[Begin SOURCE MATERIAL]

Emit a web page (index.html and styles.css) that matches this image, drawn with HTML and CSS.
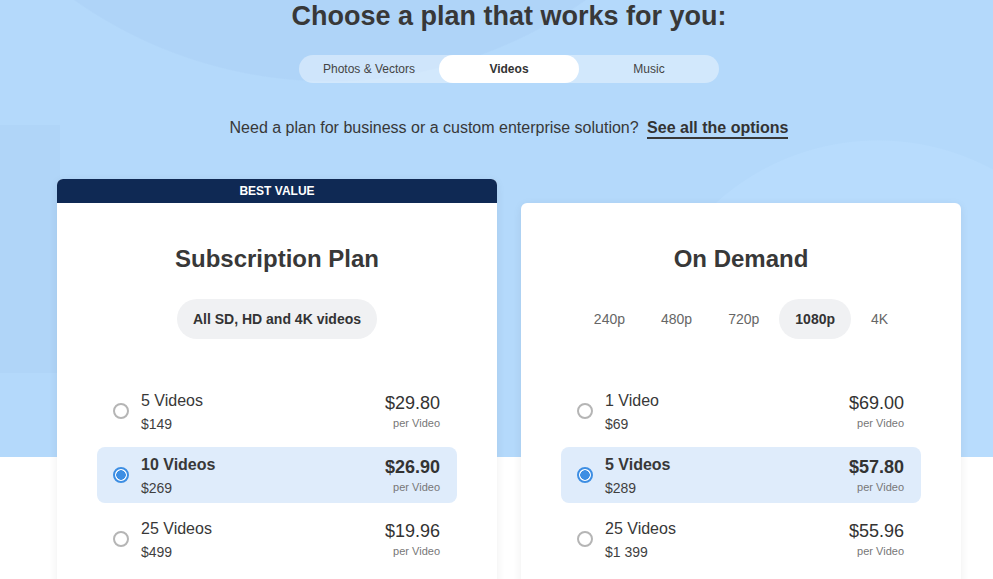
FILE: index.html
```html
<!DOCTYPE html>
<html lang="en">
<head>
<meta charset="utf-8">
<title>Choose a plan</title>
<link rel="stylesheet" href="styles.css">
</head>
<body>
<div class="page">
  <div class="container">
    <h1 class="headline">Choose a plan that works for you:</h1>

    <div class="tabs">
      <div class="tab">Photos &amp; Vectors</div>
      <div class="tab tab-active">Videos</div>
      <div class="tab">Music</div>
    </div>

    <p class="subtitle">Need a plan for business or a custom enterprise solution? <a class="subtitle-link" href="#">See all the options</a></p>

    <div class="cards">
      <div class="card card-featured">
        <div class="card-banner">BEST VALUE</div>
        <div class="card-body card-body-featured">
          <h2 class="card-title">Subscription Plan</h2>
          <div class="options">
            <span class="pill pill-active">All SD, HD and 4K videos</span>
          </div>
          <div class="rows">
            <div class="row">
              <span class="radio"></span>
              <div class="row-main">
                <div class="row-name">5 Videos</div>
                <div class="row-total">$149</div>
              </div>
              <div class="row-price">
                <div class="price">$29.80</div>
                <div class="per">per Video</div>
              </div>
            </div>
            <div class="row row-selected">
              <span class="radio radio-on"></span>
              <div class="row-main">
                <div class="row-name">10 Videos</div>
                <div class="row-total">$269</div>
              </div>
              <div class="row-price">
                <div class="price">$26.90</div>
                <div class="per">per Video</div>
              </div>
            </div>
            <div class="row">
              <span class="radio"></span>
              <div class="row-main">
                <div class="row-name">25 Videos</div>
                <div class="row-total">$499</div>
              </div>
              <div class="row-price">
                <div class="price">$19.96</div>
                <div class="per">per Video</div>
              </div>
            </div>
          </div>
        </div>
      </div>

      <div class="card card-plain">
        <div class="card-body">
          <h2 class="card-title">On Demand</h2>
          <div class="options res-tabs">
            <span class="pill">240p</span>
            <span class="pill">480p</span>
            <span class="pill">720p</span>
            <span class="pill pill-active">1080p</span>
            <span class="pill">4K</span>
          </div>
          <div class="rows">
            <div class="row">
              <span class="radio"></span>
              <div class="row-main">
                <div class="row-name">1 Video</div>
                <div class="row-total">$69</div>
              </div>
              <div class="row-price">
                <div class="price">$69.00</div>
                <div class="per">per Video</div>
              </div>
            </div>
            <div class="row row-selected">
              <span class="radio radio-on"></span>
              <div class="row-main">
                <div class="row-name">5 Videos</div>
                <div class="row-total">$289</div>
              </div>
              <div class="row-price">
                <div class="price">$57.80</div>
                <div class="per">per Video</div>
              </div>
            </div>
            <div class="row">
              <span class="radio"></span>
              <div class="row-main">
                <div class="row-name">25 Videos</div>
                <div class="row-total">$1 399</div>
              </div>
              <div class="row-price">
                <div class="price">$55.96</div>
                <div class="per">per Video</div>
              </div>
            </div>
          </div>
        </div>
      </div>
    </div>
  </div>
</div>
</body>
</html>
```

FILE: styles.css
```css
* { box-sizing: border-box; }

html, body {
  margin: 0;
  padding: 0;
  background: #ffffff;
}

body {
  font-family: "Liberation Sans", Arial, sans-serif;
  color: #333333;
}

.page {
  min-height: 579px;
  overflow: hidden;
  background:
    radial-gradient(circle 444px at 330px -362px, #afd4f8 99.7%, rgba(175,212,248,0) 100%) 0 0 / 100% 457px no-repeat,
    radial-gradient(circle 242px at 878px 382px, #b8dcfd 99.6%, rgba(184,220,253,0) 100%) 0 0 / 100% 457px no-repeat,
    linear-gradient(#b0d5f8, #b0d5f8) 0 125px / 60px 248px no-repeat,
    linear-gradient(#b4d9fb, #b4d9fb) 0 0 / 100% 457px no-repeat,
    #ffffff;
}

.container {
  width: 904px;
  margin-left: 57px;
  display: flex;
  flex-direction: column;
  align-items: center;
}

.headline {
  margin: 0;
  font-size: 27px;
  line-height: 32px;
  font-weight: 700;
  color: #383838;
  text-align: center;
}

.tabs {
  margin-top: 23px;
  width: 420px;
  height: 28px;
  display: grid;
  grid-template-columns: repeat(3, 1fr);
  background: rgba(255, 255, 255, 0.4);
  border-radius: 14px;
}

.tab {
  display: flex;
  align-items: center;
  justify-content: center;
  font-size: 12px;
  color: #444444;
  border-radius: 14px;
}

.tab-active {
  background: #ffffff;
  font-weight: 700;
  color: #333333;
}

.subtitle {
  margin: 35px 0 0;
  font-size: 16px;
  line-height: 20px;
  color: #383838;
  text-align: center;
}

.subtitle-link {
  display: inline-block;
  margin-left: 4px;
  line-height: 18px;
  font-weight: 700;
  color: #333333;
  text-decoration: none;
  border-bottom: 2px solid #383838;
}

.cards {
  margin-top: 40px;
  width: 904px;
  display: flex;
  align-items: flex-start;
  gap: 24px;
}

.card {
  width: 440px;
  border-radius: 6px;
  box-shadow: 0 2px 10px rgba(0, 0, 0, 0.07);
  background: #ffffff;
}

.card-plain {
  margin-top: 24px;
}

.card-banner {
  height: 24px;
  background: #0f2954;
  color: #ffffff;
  font-size: 12px;
  line-height: 24px;
  font-weight: 700;
  text-align: center;
  border-radius: 6px 6px 0 0;
}

.card-body {
  padding: 40px 40px 24px;
  border-radius: 6px;
}

.card-body-featured {
  border-radius: 0 0 6px 6px;
}

.card-title {
  margin: 0;
  font-size: 24px;
  line-height: 32px;
  font-weight: 700;
  color: #383838;
  text-align: center;
}

.options {
  margin-top: 24px;
  display: flex;
  justify-content: center;
  gap: 4px;
}

.pill {
  height: 40px;
  padding: 0 16px;
  display: inline-flex;
  align-items: center;
  border-radius: 20px;
  font-size: 14px;
  color: #666666;
}

.pill-active {
  background: #f0f1f3;
  color: #333333;
  font-weight: 700;
}

.rows {
  margin-top: 44px;
  display: flex;
  flex-direction: column;
  gap: 8px;
}

.row {
  height: 56px;
  padding: 0 17px 0 16px;
  display: flex;
  align-items: center;
  border-radius: 8px;
}

.row-selected {
  background: #dfecfb;
}

.radio {
  width: 16px;
  height: 16px;
  flex: none;
  border: 2px solid #b5b5b5;
  border-radius: 50%;
  margin-right: 12px;
  background: #ffffff;
}

.radio-on {
  border-color: #3d8ee3;
  background: radial-gradient(circle, #3d8ee3 0 4.5px, #ffffff 5px);
}

.row-main {
  flex: 1;
  padding-top: 2px;
}

.row-name {
  font-size: 16px;
  line-height: 22px;
  color: #383838;
}

.row-total {
  margin-top: 2px;
  font-size: 14px;
  line-height: 20px;
  color: #3f3f3f;
}

.row-price {
  text-align: right;
}

.price {
  font-size: 18px;
  line-height: 22px;
  color: #333333;
}

.per {
  margin-top: 2px;
  font-size: 11px;
  line-height: 14px;
  color: #777777;
}

.row-selected .row-name,
.row-selected .price {
  font-weight: 700;
}
```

[End SOURCE MATERIAL]

== TASK REQUIREMENTS ==
Write out each line of the data exactly; the images should be left out.

== OUTPUT FOR THIS TASK ==
Emit a web page (index.html and styles.css) that matches this image, drawn with HTML and CSS.
FILE: index.html
```html
<!DOCTYPE html>
<html lang="en">
<head>
<meta charset="utf-8">
<title>Choose a plan</title>
<link rel="stylesheet" href="styles.css">
</head>
<body>
<div class="page">
  <div class="container">
    <h1 class="headline">Choose a plan that works for you:</h1>

    <div class="tabs">
      <div class="tab">Photos &amp; Vectors</div>
      <div class="tab tab-active">Videos</div>
      <div class="tab">Music</div>
    </div>

    <p class="subtitle">Need a plan for business or a custom enterprise solution? <a class="subtitle-link" href="#">See all the options</a></p>

    <div class="cards">
      <div class="card card-featured">
        <div class="card-banner">BEST VALUE</div>
        <div class="card-body card-body-featured">
          <h2 class="card-title">Subscription Plan</h2>
          <div class="options">
            <span class="pill pill-active">All SD, HD and 4K videos</span>
          </div>
          <div class="rows">
            <div class="row">
              <span class="radio"></span>
              <div class="row-main">
                <div class="row-name">5 Videos</div>
                <div class="row-total">$149</div>
              </div>
              <div class="row-price">
                <div class="price">$29.80</div>
                <div class="per">per Video</div>
              </div>
            </div>
            <div class="row row-selected">
              <span class="radio radio-on"></span>
              <div class="row-main">
                <div class="row-name">10 Videos</div>
                <div class="row-total">$269</div>
              </div>
              <div class="row-price">
                <div class="price">$26.90</div>
                <div class="per">per Video</div>
              </div>
            </div>
            <div class="row">
              <span class="radio"></span>
              <div class="row-main">
                <div class="row-name">25 Videos</div>
                <div class="row-total">$499</div>
              </div>
              <div class="row-price">
                <div class="price">$19.96</div>
                <div class="per">per Video</div>
              </div>
            </div>
          </div>
        </div>
      </div>

      <div class="card card-plain">
        <div class="card-body">
          <h2 class="card-title">On Demand</h2>
          <div class="options res-tabs">
            <span class="pill">240p</span>
            <span class="pill">480p</span>
            <span class="pill">720p</span>
            <span class="pill pill-active">1080p</span>
            <span class="pill">4K</span>
          </div>
          <div class="rows">
            <div class="row">
              <span class="radio"></span>
              <div class="row-main">
                <div class="row-name">1 Video</div>
                <div class="row-total">$69</div>
              </div>
              <div class="row-price">
                <div class="price">$69.00</div>
                <div class="per">per Video</div>
              </div>
            </div>
            <div class="row row-selected">
              <span class="radio radio-on"></span>
              <div class="row-main">
                <div class="row-name">5 Videos</div>
                <div class="row-total">$289</div>
              </div>
              <div class="row-price">
                <div class="price">$57.80</div>
                <div class="per">per Video</div>
              </div>
            </div>
            <div class="row">
              <span class="radio"></span>
              <div class="row-main">
                <div class="row-name">25 Videos</div>
                <div class="row-total">$1 399</div>
              </div>
              <div class="row-price">
                <div class="price">$55.96</div>
                <div class="per">per Video</div>
              </div>
            </div>
          </div>
        </div>
      </div>
    </div>
  </div>
</div>
</body>
</html>
```

FILE: styles.css
```css
* { box-sizing: border-box; }

html, body {
  margin: 0;
  padding: 0;
  background: #ffffff;
}

body {
  font-family: "Liberation Sans", Arial, sans-serif;
  color: #333333;
}

.page {
  min-height: 579px;
  overflow: hidden;
  background:
    radial-gradient(circle 444px at 330px -362px, #afd4f8 99.7%, rgba(175,212,248,0) 100%) 0 0 / 100% 457px no-repeat,
    radial-gradient(circle 242px at 878px 382px, #b8dcfd 99.6%, rgba(184,220,253,0) 100%) 0 0 / 100% 457px no-repeat,
    linear-gradient(#b0d5f8, #b0d5f8) 0 125px / 60px 248px no-repeat,
    linear-gradient(#b4d9fb, #b4d9fb) 0 0 / 100% 457px no-repeat,
    #ffffff;
}

.container {
  width: 904px;
  margin-left: 57px;
  display: flex;
  flex-direction: column;
  align-items: center;
}

.headline {
  margin: 0;
  font-size: 27px;
  line-height: 32px;
  font-weight: 700;
  color: #383838;
  text-align: center;
}

.tabs {
  margin-top: 23px;
  width: 420px;
  height: 28px;
  display: grid;
  grid-template-columns: repeat(3, 1fr);
  background: rgba(255, 255, 255, 0.4);
  border-radius: 14px;
}

.tab {
  display: flex;
  align-items: center;
  justify-content: center;
  font-size: 12px;
  color: #444444;
  border-radius: 14px;
}

.tab-active {
  background: #ffffff;
  font-weight: 700;
  color: #333333;
}

.subtitle {
  margin: 35px 0 0;
  font-size: 16px;
  line-height: 20px;
  color: #383838;
  text-align: center;
}

.subtitle-link {
  display: inline-block;
  margin-left: 4px;
  line-height: 18px;
  font-weight: 700;
  color: #333333;
  text-decoration: none;
  border-bottom: 2px solid #383838;
}

.cards {
  margin-top: 40px;
  width: 904px;
  display: flex;
  align-items: flex-start;
  gap: 24px;
}

.card {
  width: 440px;
  border-radius: 6px;
  box-shadow: 0 2px 10px rgba(0, 0, 0, 0.07);
  background: #ffffff;
}

.card-plain {
  margin-top: 24px;
}

.card-banner {
  height: 24px;
  background: #0f2954;
  color: #ffffff;
  font-size: 12px;
  line-height: 24px;
  font-weight: 700;
  text-align: center;
  border-radius: 6px 6px 0 0;
}

.card-body {
  padding: 40px 40px 24px;
  border-radius: 6px;
}

.card-body-featured {
  border-radius: 0 0 6px 6px;
}

.card-title {
  margin: 0;
  font-size: 24px;
  line-height: 32px;
  font-weight: 700;
  color: #383838;
  text-align: center;
}

.options {
  margin-top: 24px;
  display: flex;
  justify-content: center;
  gap: 4px;
}

.pill {
  height: 40px;
  padding: 0 16px;
  display: inline-flex;
  align-items: center;
  border-radius: 20px;
  font-size: 14px;
  color: #666666;
}

.pill-active {
  background: #f0f1f3;
  color: #333333;
  font-weight: 700;
}

.rows {
  margin-top: 44px;
  display: flex;
  flex-direction: column;
  gap: 8px;
}

.row {
  height: 56px;
  padding: 0 17px 0 16px;
  display: flex;
  align-items: center;
  border-radius: 8px;
}

.row-selected {
  background: #dfecfb;
}

.radio {
  width: 16px;
  height: 16px;
  flex: none;
  border: 2px solid #b5b5b5;
  border-radius: 50%;
  margin-right: 12px;
  background: #ffffff;
}

.radio-on {
  border-color: #3d8ee3;
  background: radial-gradient(circle, #3d8ee3 0 4.5px, #ffffff 5px);
}

.row-main {
  flex: 1;
  padding-top: 2px;
}

.row-name {
  font-size: 16px;
  line-height: 22px;
  color: #383838;
}

.row-total {
  margin-top: 2px;
  font-size: 14px;
  line-height: 20px;
  color: #3f3f3f;
}

.row-price {
  text-align: right;
}

.price {
  font-size: 18px;
  line-height: 22px;
  color: #333333;
}

.per {
  margin-top: 2px;
  font-size: 11px;
  line-height: 14px;
  color: #777777;
}

.row-selected .row-name,
.row-selected .price {
  font-weight: 700;
}
```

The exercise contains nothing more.